You seem to expect (at \w+)+
to match both at Boston
and at Downtown
in the first string. That doesn't work because you don't allow for the space before the second at
. You would need to change it to ( at \w+)+
--or better, change that to a non-capturing group and use the capturing group for the part that really interests you:
Pattern p = Pattern.compile(".*?(?: at (\\w+))+.*");
String s1 = "I am at Boston at Downtown";
Matcher m = p.matcher(s1);
if (m.matches()) {
System.out.println(m.group(1));
}
But now it only prints Downtown
. That's because you're trying to use one capturing group to capture two substrings.
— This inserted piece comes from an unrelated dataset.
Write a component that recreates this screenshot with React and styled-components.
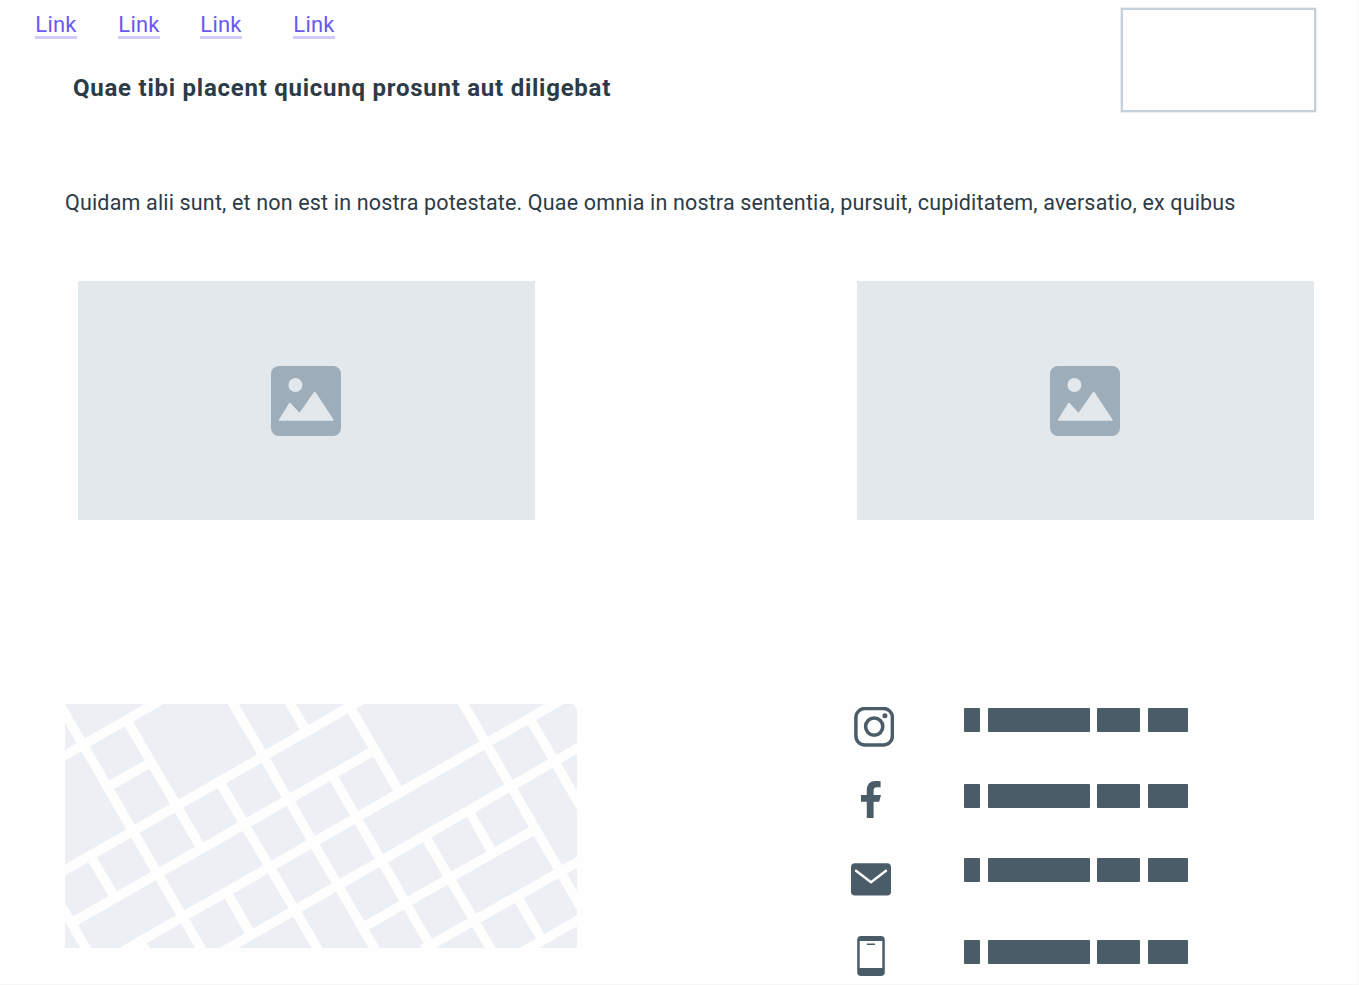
import React from "react";
import styled, { createGlobalStyle } from "styled-components";

const GlobalStyle = createGlobalStyle`
  * { box-sizing: border-box; }
  body {
    margin: 0;
    background: #fefefe;
    font-family: Roboto, "Liberation Sans", sans-serif;
  }
`;

const Page = styled.main`
  width: 1359px;
  height: 985px;
  overflow: hidden;
  background: #fefefe;
  border-right: 1px solid #f9f9fa;
  border-bottom: 1px solid #f7f7f8;
`;

const Header = styled.header`
  display: flex;
  justify-content: space-between;
  height: 188px;
  padding: 8px 42px 0 35px;
`;

const Nav = styled.nav`
  display: flex;
  padding-top: 3px;
`;

const NavLink = styled.a`
  width: 42px;
  height: 28px;
  margin-right: ${(p) => p.$gap}px;
  border-bottom: 3px solid #d2cbfb;
  color: #6a59f0;
  font-size: 22px;
  line-height: 27px;
  letter-spacing: 0.2px;
  text-align: center;
  text-decoration: none;
  white-space: nowrap;
`;

const Title = styled.h1`
  margin: 34px 0 0 38px;
  color: #2c3b47;
  font-size: 24px;
  line-height: 30px;
  font-weight: 700;
  letter-spacing: 0.75px;
  white-space: nowrap;
`;

const LogoFrame = styled.div`
  width: 195px;
  height: 104px;
  border: 2px solid #c4d0dc;
  box-shadow: 0 0 0 1px rgba(196, 208, 220, 0.35);
`;

const Intro = styled.p`
  margin: 0 0 0 65px;
  color: #2c3b47;
  font-size: 21.5px;
  line-height: 30px;
  letter-spacing: 0.165px;
  white-space: nowrap;
`;

const Gallery = styled.section`
  display: flex;
  justify-content: space-between;
  padding: 63px 44px 0 78px;
`;

const Picture = styled.div`
  display: flex;
  align-items: center;
  justify-content: center;
  width: 457px;
  height: 239px;
  padding-right: 1px;
  background: #e2e8ec;
`;

const Footer = styled.footer`
  display: flex;
  justify-content: space-between;
  padding: 183px 170px 0 65px;
`;

const MapView = styled.svg`
  display: block;
  width: 512px;
  height: 244px;
  margin-top: 1px;
`;

const Contacts = styled.div`
  display: grid;
  grid-template-columns: 113px 224px;
  grid-template-rows: 74px 77px 78px 52px;
  padding-top: 3px;
`;

const IconSlot = styled.div`
  padding: ${(p) => p.$top}px 0 0 ${(p) => p.$left}px;
  svg { display: block; }
`;

const Bars = styled.div`
  display: flex;
  justify-content: space-between;
  width: 224px;
  padding-top: ${(p) => p.$top}px;
`;

const Bar = styled.span`
  width: ${(p) => p.$width}px;
  height: 24px;
  border-radius: 1px;
  background: #4b5c69;
`;

const links = [41, 40, 51, 0];

const roads = [
  "M60 758 L161 700.2",
  "M60 872.9 L362 699.8",
  "M72 922.5 L374 750.7",
  "M123 951.2 L562 699.7",
  "M223 951.3 L582 745.5",
  "M364.5 926.5 L533 830.5",
  "M422 950 L582 859.5",
  "M523 951.5 L582 918",
  "M111 785 L151 762.5",
  "M62 906.7 L88 952",
  "M60 705 L203 952",
  "M129 724 L200 846",
  "M92 859 L114 896",
  "M231 700 L376.5 952",
  "M221.5 785 L319.5 952",
  "M288 700 L304.5 728",
  "M351 709 L399.5 792",
  "M333.5 777.5 L434 952",
  "M461 700 L582 909.5",
  "M531.5 721.5 L582 809",
  "M424.5 835 L492.5 952",
  "M470 813 L490.5 849.5",
  "M517.5 897.5 L543 941",
  "M228.5 895.5 L250 932.5",
  "M576.7 700 L584.5 713.5",
  "M140 941 L146.5 952",
];

function CityMap() {
  return (
    <MapView viewBox="65 704 512 244">
      <rect x="65" y="704" width="512" height="244" fill="#ecf0f5" />
      <path d={roads.join(" ")} fill="none" stroke="#fefefe" strokeWidth="9.5" />
    </MapView>
  );
}

function ImageIcon() {
  return (
    <svg width="70" height="70" viewBox="0 0 70 70">
      <rect width="70" height="70" rx="8" fill="#9eadba" />
      <circle cx="24.4" cy="19" r="7" fill="#e2e8ec" />
      <path
        d="M8.7 54 L18.9 37.5 L28.6 48 L43.7 26.4 L61.9 54 Z"
        fill="#e2e8ec"
        stroke="#e2e8ec"
        strokeWidth="1.6"
        strokeLinejoin="round"
      />
    </svg>
  );
}

function InstagramIcon() {
  return (
    <svg width="40" height="40" viewBox="0 0 40 40" fill="none" stroke="#4b5c69">
      <rect x="1.9" y="1.5" width="36.5" height="36.5" rx="9" strokeWidth="3.5" />
      <circle cx="20.2" cy="19.6" r="8.6" strokeWidth="3.6" />
      <circle cx="30.9" cy="8.8" r="2.5" fill="#4b5c69" stroke="none" />
    </svg>
  );
}

function FacebookIcon() {
  return (
    <svg width="20" height="37" viewBox="0 0 20 37">
      <path
        d="M5.8 37 V20.7 H0 V14.1 H5.8 V9.2 C5.8 3.2 9.2 0 14.6 0 C16.8 0 18.6 .1 19.6 .3 V6.2 H16 C13.2 6.2 12.6 7.7 12.6 9.8 V14.1 H20 L18.2 20.7 H12.6 V37 Z"
        fill="#4b5c69"
      />
    </svg>
  );
}

function MailIcon() {
  return (
    <svg width="40" height="33" viewBox="0 0 40 33">
      <rect y=".3" width="40" height="32.2" rx="4" fill="#4b5c69" />
      <path
        d="M5 7.7 L20 19.2 L35 7.7"
        fill="none"
        stroke="#fefefe"
        strokeWidth="2.4"
        strokeLinecap="round"
      />
    </svg>
  );
}

function PhoneIcon() {
  return (
    <svg width="28" height="40" viewBox="0 0 28 40">
      <rect x=".2" width="27.6" height="40" rx="4" fill="#4b5c69" />
      <rect x="2.7" y="5" width="22.6" height="27" fill="#fefefe" />
      <path d="M10.5 8.3 H17.5" stroke="#4b5c69" strokeWidth="1.6" strokeLinecap="round" />
    </svg>
  );
}

const contacts = [
  { Icon: InstagramIcon, left: 3, iconTop: 1, barTop: 2 },
  { Icon: FacebookIcon, left: 10, iconTop: 1, barTop: 4 },
  { Icon: MailIcon, left: 0, iconTop: 6, barTop: 1 },
  { Icon: PhoneIcon, left: 6, iconTop: 1, barTop: 5 },
];

export default function App() {
  return (
    <>
      <GlobalStyle />
      <Page>
        <Header>
          <div>
            <Nav>
              {links.map((gap, i) => (
                <NavLink key={i} $gap={gap}>Link</NavLink>
              ))}
            </Nav>
            <Title>Quae tibi placent quicunq prosunt aut diligebat</Title>
          </div>
          <LogoFrame />
        </Header>
        <Intro>
          Quidam alii sunt, et non est in nostra potestate. Quae omnia in nostra sententia, pursuit, cupiditatem, aversatio, ex quibus
        </Intro>
        <Gallery>
          <Picture><ImageIcon /></Picture>
          <Picture><ImageIcon /></Picture>
        </Gallery>
        <Footer>
          <CityMap />
          <Contacts>
            {contacts.map(({ Icon, left, iconTop, barTop }, i) => (
              <React.Fragment key={i}>
                <IconSlot $left={left} $top={iconTop}><Icon /></IconSlot>
                <Bars $top={barTop}>
                  <Bar $width={16} />
                  <Bar $width={102} />
                  <Bar $width={43} />
                  <Bar $width={40} />
                </Bars>
              </React.Fragment>
            ))}
          </Contacts>
        </Footer>
      </Page>
    </>
  );
}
The first time (?: at (\\w+))+
matches, it captures Boston
; the second time, it discards Boston
and captures Downtown
instead.
There are some regex flavors that will let you retrieve intermediate captures (Boston
in this example), but Java is not one of them. Your best option is probably to use find()
instead of matches()
, as @arclight suggested. That makes the regex simpler, too:
Pattern p = Pattern.compile("\\bat\\s+(\\w+)");
String s1 = "I am at Boston at Downtown";
Matcher m = p.matcher(s1);
while (m.find()) {
System.out.println(m.group(1));
}
You don't have to match the space before at
any more, but you probably want to use the \b
(word boundary) to avoid partial-word matches (e.g., My cat is at Boston at Downtown). And it's usually a good idea to use \s+
instead of a literal space, in case there are multiple spaces, or the space is really a TAB or something.